• Ross Jackson

Analytics as an Ideology

Everyone with their thumbs up

If pursuing rigorous, complete, precise, and complex solutions generates unintelligible and unused results, it would seem analytics will be a fad, abandoned because of its inability to deliver on its promise.

Analytics is presented as an objective field of applied statistical techniques. One could reasonably think of analytics as a science. Such a view is not wrong; it is, however, incomplete. Besides these elements, analytics is an ideology. Viewing analytics as an ideology is certainly uncommon. In fact, analysts might reject such a conceptualization. To understand better the perspective that we could consider analytics an ideology, along with its corresponding consequences, it is useful to examine first what ideology is and how it functions organizationally.

What is ideology? For such a seemingly simple question, an answer is remarkably elusive. Understanding ideology, in general, is complicated by the fact that the meaning of the term itself changes based on time and context. Most directly, ideology is a set of interrelated ideas. More constructively, ideologies combine ideas that provide a basis for interpretation and meaning. At its most abstract, ideologies can be understood as a system of falsehoods that are sustained and propagated to sustain a given power structure. It is this perspective that is beneficially pursued as it relates to analytics. Althusser explored elements of ideology as it relates to the reproduction of capitalism. The context he developed is useful, as analytics is so frequently employed in attempts to optimize commerce that its repeated application generated its own field of study, business analytics. As Althusser explained, “ideology exists in institutions and the practices specific to them;” more specifically, “ideology exists…precisely in the practices of…individuals.” This isn’t necessarily an insight of critical import. In analytics, it is likely unproblematic to point out that analysts within organizations implement their tasks consistent with institutional and professional practices, as both organizations and the professions hold unique procedures and protocols. What often goes unacknowledged is that these practices are inherently ideological. More consequentially still, ideology shapes and constrains action. Expanding on his initial point, Althusser noted that “ideology makes individuals ‘act all by themselves,’ without there being any need to post a policeman behind each and every one of them.” This is where analytics as an ideology becomes increasingly worthy of exploration. Analysts, constrained by analytics as an ideology, enact organizational analysis in ways that are potentially contrary to what they think would be beneficial.

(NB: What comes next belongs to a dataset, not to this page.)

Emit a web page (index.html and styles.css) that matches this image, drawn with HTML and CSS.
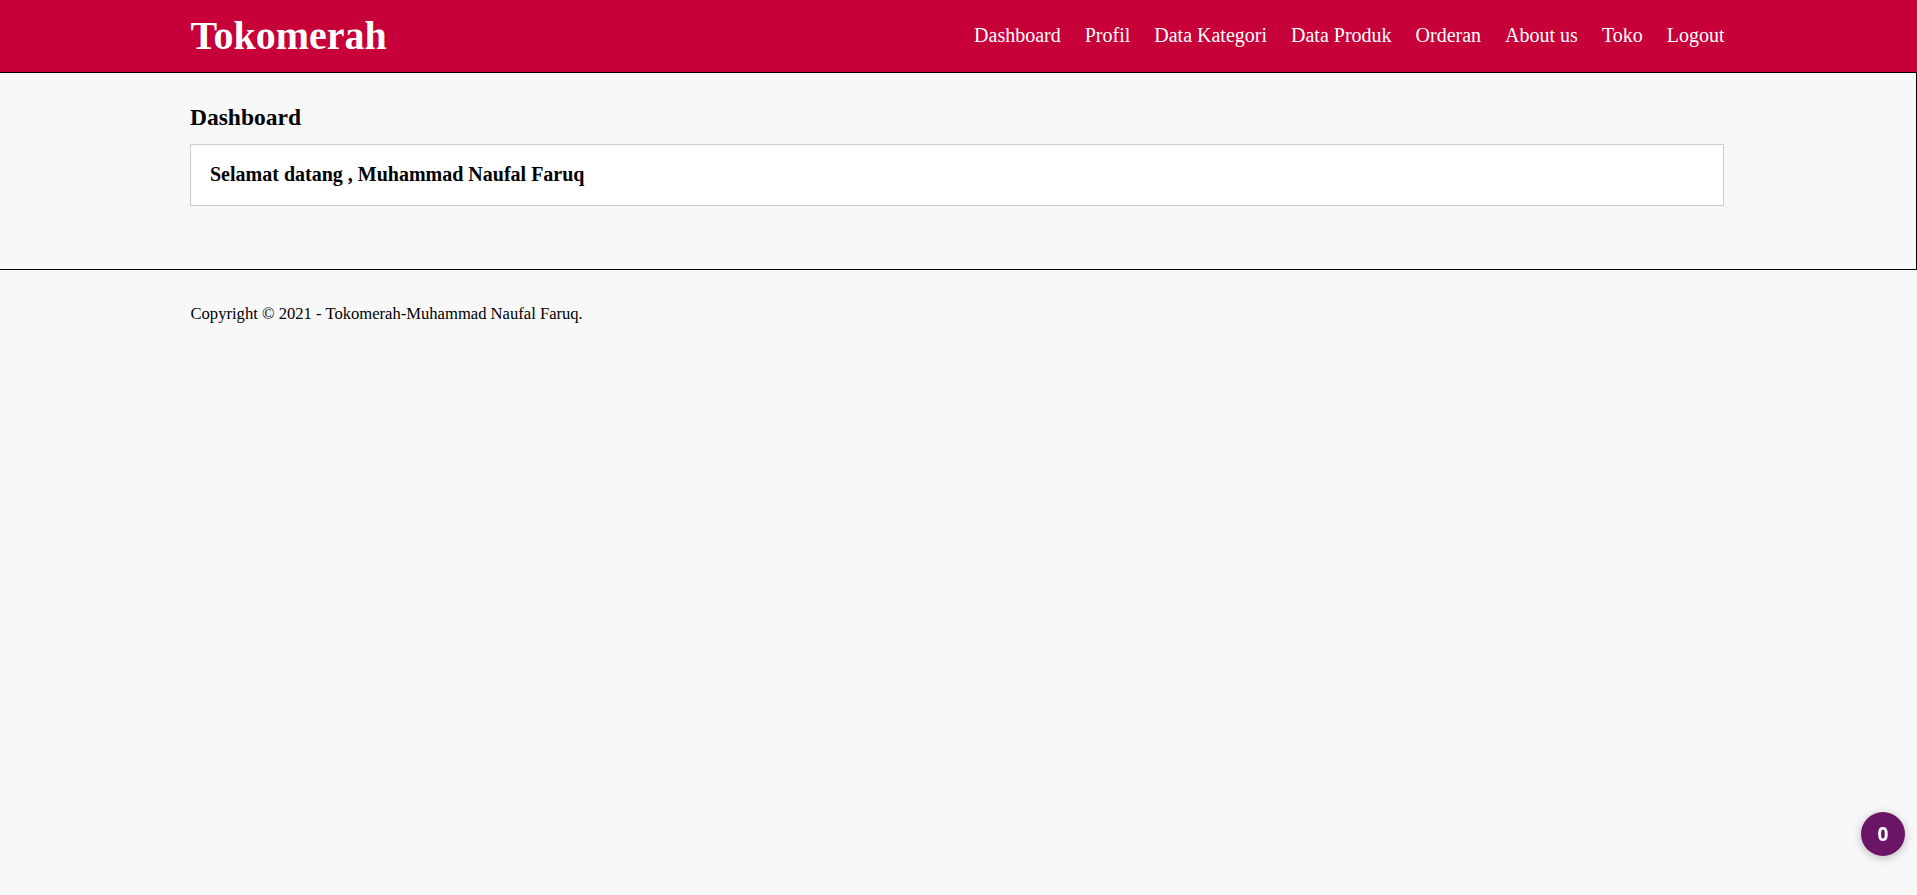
FILE: index.html
```html
<!DOCTYPE html>
<html lang="id">
<head>
<meta charset="utf-8">
<title>Tokomerah - Dashboard</title>
<link rel="stylesheet" href="styles.css">
</head>
<body>
<header class="topbar">
  <div class="container topbar-inner">
    <h1 class="brand">Tokomerah</h1>
    <nav class="menu">
      <a href="#">Dashboard</a>
      <a href="#">Profil</a>
      <a href="#">Data Kategori</a>
      <a href="#">Data Produk</a>
      <a href="#">Orderan</a>
      <a href="#">About us</a>
      <a href="#">Toko</a>
      <a href="#">Logout</a>
    </nav>
  </div>
</header>
<section class="section">
  <div class="container">
    <h2 class="page-title">Dashboard</h2>
    <div class="box">
      <h3 class="welcome">Selamat datang , Muhammad Naufal Faruq</h3>
    </div>
  </div>
</section>
<footer class="footer">
  <div class="container">
    <small class="copy">Copyright &copy; 2021 - Tokomerah-Muhammad Naufal Faruq.</small>
  </div>
</footer>
<div class="badge">0</div>
</body>
</html>
```

FILE: styles.css
```css
* {
  box-sizing: border-box;
}

html, body {
  margin: 0;
  padding: 0;
}

body {
  background: #f8f8f8;
  font-family: "Liberation Serif", "Times New Roman", serif;
  color: #000;
  min-height: 895px;
}

.container {
  width: 1534px;
  margin: 0 auto;
  position: relative;
  left: -1px;
}

.topbar {
  background: #c70039;
  height: 72px;
}

.topbar-inner {
  height: 72px;
  display: flex;
  align-items: center;
  justify-content: space-between;
}

.brand {
  margin: 0;
  font-size: 40px;
  line-height: 46px;
  font-weight: bold;
  color: #fff;
}

.menu {
  display: flex;
  gap: 24px;
  padding-bottom: 2px;
}

.menu a {
  color: #fff;
  text-decoration: none;
  font-size: 20px;
  line-height: 23px;
}

.section {
  border-top: 1px solid #000;
  border-right: 1px solid #000;
  border-bottom: 1px solid #000;
  padding: 30px 0 0;
  height: 198px;
}

.page-title {
  margin: 0 0 13px;
  font-size: 23.5px;
  line-height: 28px;
  font-weight: bold;
}

.box {
  background: #fff;
  border: 1px solid #ccc;
  padding: 18px 19px 19px;
}

.welcome {
  margin: 0;
  font-size: 20px;
  line-height: 23px;
  font-weight: bold;
}

.footer {
  padding-top: 35px;
}

.copy {
  display: block;
  font-size: 16.6px;
  line-height: 18px;
}

.badge {
  position: fixed;
  right: 12px;
  bottom: 39px;
  width: 44px;
  height: 44px;
  border-radius: 50%;
  background: #6b1566;
  color: #fff;
  font-family: "Open Sans", "Liberation Sans", sans-serif;
  font-weight: bold;
  font-size: 19px;
  display: flex;
  align-items: center;
  justify-content: center;
  box-shadow: 0 2px 10px rgba(0, 0, 0, 0.25);
}
```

For the sake of exploration, let’s assume that individuals are recruited into becoming subjects under an ideology of analytics in a way consistent with what was presented, that individuals become analysts and enact the ideology of analytics. So why is this important? The ideology of analytics, when internalized sufficiently, is focused on values that are potentially aligned only poorly with organizational needs. We can see most clearly this by examining the analytic value placed on rigor. Analytics as an ideology, in pursuit of rigor, often results in false precision and unnecessary complexity. This entails a misallocation of resources, as these elements require additional time. Further, the complicated solution could be unintelligible to those making the organizational decision. In short, analytics as an ideology, in its pursuit of rigor, could lead to results that take longer than necessary to produce and are of less organizational value because they are unintelligible to those required to understand.

At issue here are the contradictions and ambiguities resident in applied analytics. As one develops the skills, techniques, and insights of the domain, one is exposed to an unspoken ideology associated with its use. This ideological foundation is observable anytime one declares what or how something should be done. Normative statements betray ideology. Traditionally, analytics as an ideology places notions like rigor, completeness, precision, and complexity at the core of its domain. While these elements certainly have value in the analytics, it is worth considering if they are sustainable as the core ideology of the profession. Alternatives certainly exist.

I will present here only two alternative ideological values for analytics for consideration, utility and parsimony. Applied analytics is a business function requiring an allocation of resources. For analysis to be organizationally sustainable, it must generate more value than it consumes. This can only occur if the results are timely, implemented, and beneficial. In short, analytics as an ideology benefits from a focus on organizational utility. Related to the focus on utility is the notion of parsimony. The analytic solution benefits from being unencumbered by unnecessary complexity. Analysis can be complex. We derive benefit from ensuring that the solution is no more complicated than it absolutely must be for accuracy. While it is too reductionist to posit analytics as an ideology as a simple tradeoff between competing values, it might be useful to consider the metaphor of a scale on which one attempts to balance rigor and complexity on one side with utility and parsimony on the other. Each side offers something of value. The effective balancing of these ideological elements is the crux of this concern.

Ideology is likely unavoidable. However, one does not need to accept the dominant ideology without thinking about its content and consequence. Perhaps the dominant ideology is well aligned with organizational needs and those of the profession. Perhaps not. If pursuing rigorous, complete, precise, and complex solutions generates unintelligible and unused results, it would seem analytics will be a fad, abandoned because of its inability to deliver on its promise. Making the ideology of analytics explicit is beneficial, as it highlights points around which discussions and improvements can occur. We focus Heath Analytics on developing an ideology that is aligned with the production of results that are organizationally useful and individually engaging.